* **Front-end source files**
══════════════════════════════
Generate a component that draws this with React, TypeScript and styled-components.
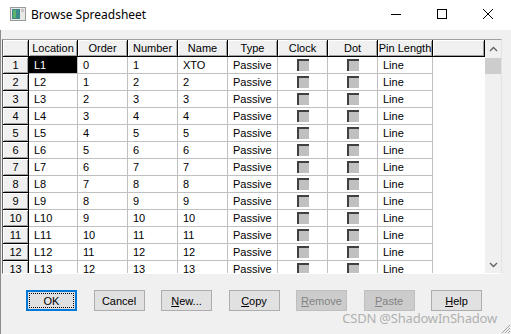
import styled, { createGlobalStyle } from "styled-components";

const GlobalStyle = createGlobalStyle`
  html, body {
    margin: 0;
    padding: 0;
    background: #f0f0f0;
  }
  * {
    box-sizing: border-box;
  }
`;

const COLS = "26px 49px 50px 50px 50px 50px 50px 50px 55px 1fr";

const headers = ["Location", "Order", "Number", "Name", "Type", "Clock", "Dot", "Pin Length"];

const rows = Array.from({ length: 13 }, (_, i) => ({
  location: `L${i + 1}`,
  order: String(i),
  number: String(i + 1),
  name: i === 0 ? "XTO" : String(i + 1),
}));

interface ButtonDef {
  label: string;
  key?: number;
  disabled?: boolean;
  focused?: boolean;
}

const buttons: ButtonDef[] = [
  { label: "OK", focused: true },
  { label: "Cancel" },
  { label: "New...", key: 0 },
  { label: "Copy", key: 0 },
  { label: "Remove", key: 0, disabled: true },
  { label: "Paste", key: 0, disabled: true },
  { label: "Help", key: 0 },
];

export default function App() {
  return (
    <Window>
      <GlobalStyle />
      <TitleBar>
        <AppIcon width="16" height="14" viewBox="0 0 16 14">
          <rect x="0.5" y="0.5" width="15" height="13" fill="#e8e8e8" stroke="#9a9a9a" />
          <rect x="2" y="2" width="8" height="10" fill="#3d8a8a" />
          <rect x="3" y="3" width="3" height="8" fill="#5fb06a" />
          <rect x="11" y="2" width="3" height="3" fill="#c8c8c8" />
        </AppIcon>
        <Title>Browse Spreadsheet</Title>
        <Controls>
          <CtrlButton>
            <svg width="12" height="12" viewBox="0 0 12 12">
              <line x1="1" y1="6.5" x2="11" y2="6.5" stroke="#000" />
            </svg>
          </CtrlButton>
          <CtrlButton>
            <svg width="12" height="12" viewBox="0 0 12 12">
              <rect x="1.5" y="1.5" width="9" height="9" fill="none" stroke="#000" />
            </svg>
          </CtrlButton>
          <CtrlButton>
            <svg width="12" height="12" viewBox="0 0 12 12">
              <path d="M1 1 L11 11 M11 1 L1 11" stroke="#000" strokeWidth="1" />
            </svg>
          </CtrlButton>
        </Controls>
      </TitleBar>

      <Body>
        <GridFrame>
          <Table>
            <Row>
              <HeadCell />
              {headers.map((h) => (
                <HeadCell key={h}>{h}</HeadCell>
              ))}
              <HeadCell />
            </Row>
            {rows.map((r, i) => (
              <Row key={r.location}>
                <HeadCell>{i + 1}</HeadCell>
                <Cell $selected={i === 0}>{r.location}</Cell>
                <Cell>{r.order}</Cell>
                <Cell>{r.number}</Cell>
                <Cell>{r.name}</Cell>
                <Cell>Passive</Cell>
                <Cell $center>
                  <CheckBox />
                </Cell>
                <Cell $center>
                  <CheckBox />
                </Cell>
                <Cell>Line</Cell>
                <EmptyCell />
              </Row>
            ))}
          </Table>
          <ScrollBar>
            <ArrowBox>
              <svg width="9" height="6" viewBox="0 0 9 6">
                <path d="M1 5 L4.5 1.5 L8 5" fill="none" stroke="#606060" strokeWidth="1.3" />
              </svg>
            </ArrowBox>
            <Track>
              <Thumb />
            </Track>
            <ArrowBox>
              <svg width="9" height="6" viewBox="0 0 9 6">
                <path d="M1 1 L4.5 4.5 L8 1" fill="none" stroke="#606060" strokeWidth="1.3" />
              </svg>
            </ArrowBox>
          </ScrollBar>
        </GridFrame>

        <ButtonRow>
          {buttons.map((b) => (
            <DlgButton key={b.label} $disabled={b.disabled} $focused={b.focused}>
              <ButtonLabel $focused={b.focused}>
                {b.key === undefined ? (
                  b.label
                ) : (
                  <>
                    <u>{b.label[0]}</u>
                    {b.label.slice(1)}
                  </>
                )}
              </ButtonLabel>
            </DlgButton>
          ))}
        </ButtonRow>

        <Watermark>CSDN @ShadowInShadow</Watermark>
        <Grip width="12" height="12" viewBox="0 0 12 12">
          <path d="M11 3 L3 11 M11 6 L6 11 M11 9 L9 11" stroke="#a0a0a0" strokeWidth="1" />
        </Grip>
      </Body>
    </Window>
  );
}

const Window = styled.div`
  width: 511px;
  height: 334px;
  display: flex;
  flex-direction: column;
  overflow: hidden;
  font-family: "Liberation Sans", Arial, sans-serif;
`;

const TitleBar = styled.div`
  height: 30px;
  background: #fff;
  display: flex;
  align-items: center;
  padding-left: 10px;
`;

const AppIcon = styled.svg`
  flex: none;
  margin-top: -2px;
`;

const Title = styled.div`
  margin-left: 5px;
  font-family: "Noto Sans", "Open Sans", sans-serif;
  font-size: 12px;
  color: #000;
  margin-top: -2px;
`;

const Controls = styled.div`
  margin-left: auto;
  display: flex;
  height: 100%;
`;

const CtrlButton = styled.div`
  width: 46px;
  height: 100%;
  display: flex;
  align-items: center;
  justify-content: center;
  padding-bottom: 3px;
`;

const Body = styled.div`
  position: relative;
  flex: 1;
  background: #f0f0f0;
  border-left: 1px solid #8c8c8c;
  padding: 9px 0 0 1px;
`;

const GridFrame = styled.div`
  width: 500px;
  height: 235px;
  display: flex;
  border-top: 1px solid #a0a0a0;
  border-left: 1px solid #696969;
  border-right: 1px solid #e3e3e3;
  border-bottom: 1px solid #fff;
  background: #fff;
`;

const Table = styled.div`
  flex: 1;
  overflow: hidden;
  font-size: 11px;
  color: #000;
`;

const Row = styled.div`
  display: grid;
  grid-template-columns: ${COLS};
  height: 17px;
`;

const HeadCell = styled.div`
  background: #f0f0f0;
  border-right: 1px solid #000;
  border-bottom: 1px solid #000;
  box-shadow: inset 1px 1px #fff, inset -1px -1px #a0a0a0;
  display: flex;
  align-items: center;
  justify-content: center;
  white-space: nowrap;
  overflow: hidden;
  line-height: 1;
`;

const Cell = styled.div<{ $selected?: boolean; $center?: boolean }>`
  border-right: 1px solid #c0c0c0;
  border-bottom: 1px solid #c0c0c0;
  padding-left: 5px;
  display: flex;
  align-items: center;
  justify-content: ${(p) => (p.$center ? "center" : "flex-start")};
  background: ${(p) => (p.$selected ? "#000" : "#fff")};
  color: ${(p) => (p.$selected ? "#fff" : "#000")};
  white-space: nowrap;
  overflow: hidden;
`;

const EmptyCell = styled.div`
  background: #fff;
`;

const CheckBox = styled.div`
  width: 12px;
  height: 12px;
  margin-right: 4px;
  background: #c0c0c0;
  border-top: 2px solid #404040;
  border-left: 2px solid #404040;
`;

const ScrollBar = styled.div`
  width: 16px;
  display: flex;
  flex-direction: column;
  background: #f0f0f0;
`;

const ArrowBox = styled.div`
  height: 17px;
  display: flex;
  align-items: center;
  justify-content: center;
`;

const Track = styled.div`
  flex: 1;
  padding-top: 1px;
`;

const Thumb = styled.div`
  height: 16px;
  background: #cdcdcd;
`;

const ButtonRow = styled.div`
  display: flex;
  gap: 16.5px;
  margin: 16px 0 0 24px;
`;

const DlgButton = styled.div<{ $disabled?: boolean; $focused?: boolean }>`
  width: 51px;
  height: 21px;
  padding: ${(p) => (p.$focused ? "1px" : "2px")};
  background: ${(p) => (p.$disabled ? "#cccccc" : "#e1e1e1")};
  border: ${(p) =>
    p.$focused ? "2px solid #0078d7" : p.$disabled ? "1px solid #bfbfbf" : "1px solid #adadad"};
  color: ${(p) => (p.$disabled ? "#838383" : "#000")};
  font-size: 11px;
  display: flex;
`;

const ButtonLabel = styled.div<{ $focused?: boolean }>`
  flex: 1;
  display: flex;
  align-items: center;
  justify-content: center;
  border: 1px dotted ${(p) => (p.$focused ? "#000" : "transparent")};
`;

const Watermark = styled.div`
  position: absolute;
  right: 14px;
  bottom: 7px;
  font-family: "Noto Sans", "Open Sans", sans-serif;
  font-size: 13px;
  color: #b0b0b0;
  letter-spacing: -0.2px;
`;

const Grip = styled.svg`
  position: absolute;
  right: 0;
  bottom: 0;
`;
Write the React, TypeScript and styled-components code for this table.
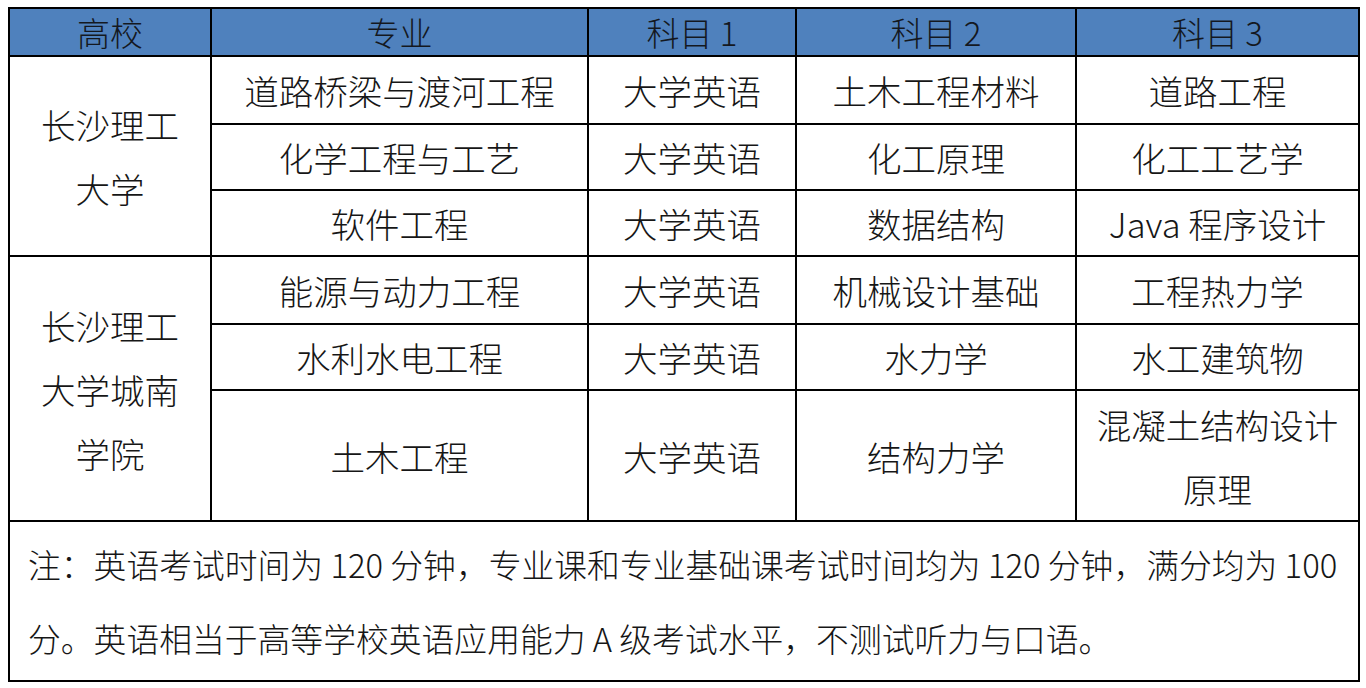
import React from "react";
import styled, { createGlobalStyle } from "styled-components";

const GlobalStyle = createGlobalStyle`
  html, body {
    margin: 0;
    padding: 0;
    background: #ffffff;
  }
  body {
    font-family: "Noto Sans CJK SC", "Noto Sans", sans-serif;
    color: #161616;
  }
`;

const Page = styled.div`
  padding: 7px 9px 0 8px;
`;

const Table = styled.table`
  width: 1350px;
  border-collapse: collapse;
  table-layout: fixed;
  border: 2px solid #000;
  font-size: 34.5px;
  font-weight: 300;
`;

const HeadCell = styled.th`
  background: #4f81bd;
  border: 2px solid #000;
  height: 46px;
  padding: 0;
  font-weight: 300;
  font-size: 33px;
  color: #14181f;
  text-align: center;
  line-height: 44px;
`;

const Row = styled.tr<{ $h: number }>`
  height: ${({ $h }) => $h}px;
`;

const Cell = styled.td`
  border: 2px solid #000;
  padding: 0;
  text-align: center;
  vertical-align: middle;
  line-height: 64px;
`;

const NoteCell = styled.td`
  border: 2px solid #000;
  padding: 5px 0 5px 18px;
  text-align: left;
  line-height: 74px;
  font-size: 32.8px;
  white-space: nowrap;
`;

type Course = { major: string; s1: string; s2: string; s3: React.ReactNode; h: number };

const groups: { school: React.ReactNode; rows: Course[] }[] = [
  {
    school: (
      <>
        长沙理工
        <br />
        大学
      </>
    ),
    rows: [
      { major: "道路桥梁与渡河工程", s1: "大学英语", s2: "土木工程材料", s3: "道路工程", h: 68 },
      { major: "化学工程与工艺", s1: "大学英语", s2: "化工原理", s3: "化工工艺学", h: 66 },
      { major: "软件工程", s1: "大学英语", s2: "数据结构", s3: "Java 程序设计", h: 66 },
    ],
  },
  {
    school: (
      <>
        长沙理工
        <br />
        大学城南
        <br />
        学院
      </>
    ),
    rows: [
      { major: "能源与动力工程", s1: "大学英语", s2: "机械设计基础", s3: "工程热力学", h: 68 },
      { major: "水利水电工程", s1: "大学英语", s2: "水力学", s3: "水工建筑物", h: 66 },
      {
        major: "土木工程",
        s1: "大学英语",
        s2: "结构力学",
        s3: (
          <>
            混凝土结构设计
            <br />
            原理
          </>
        ),
        h: 131,
      },
    ],
  },
];

const headers = ["高校", "专业", "科目 1", "科目 2", "科目 3"];
const widths = [202, 377, 208, 280, 283];

export default function App(): React.ReactElement {
  return (
    <Page>
      <GlobalStyle />
      <Table>
        <colgroup>
          {widths.map((w, i) => (
            <col key={i} style={{ width: w }} />
          ))}
        </colgroup>
        <thead>
          <tr>
            {headers.map((h) => (
              <HeadCell key={h}>{h}</HeadCell>
            ))}
          </tr>
        </thead>
        <tbody>
          {groups.map((g, gi) =>
            g.rows.map((r, ri) => (
              <Row key={`${gi}-${ri}`} $h={r.h}>
                {ri === 0 && <Cell rowSpan={g.rows.length}>{g.school}</Cell>}
                <Cell>{r.major}</Cell>
                <Cell>{r.s1}</Cell>
                <Cell>{r.s2}</Cell>
                <Cell>{r.s3}</Cell>
              </Row>
            ))
          )}
          <tr>
            <NoteCell colSpan={5}>
              注：英语考试时间为 120 分钟，专业课和专业基础课考试时间均为 120 分钟，满分均为 100
              <br />
              分。英语相当于高等学校英语应用能力 A 级考试水平，不测试听力与口语。
            </NoteCell>
          </tr>
        </tbody>
      </Table>
    </Page>
  );
}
══════════════════════════════
* **Task to carry out**
Only the lines from the start of the records through the line containing "49px 50px 50px" should be repeated, word for word, with the pictures left out.

* **Written solution**
Generate a component that draws this with React, TypeScript and styled-components.
import styled, { createGlobalStyle } from "styled-components";

const GlobalStyle = createGlobalStyle`
  html, body {
    margin: 0;
    padding: 0;
    background: #f0f0f0;
  }
  * {
    box-sizing: border-box;
  }
`;

const COLS = "26px 49px 50px 50px 50px 50px 50px 50px 55px 1fr";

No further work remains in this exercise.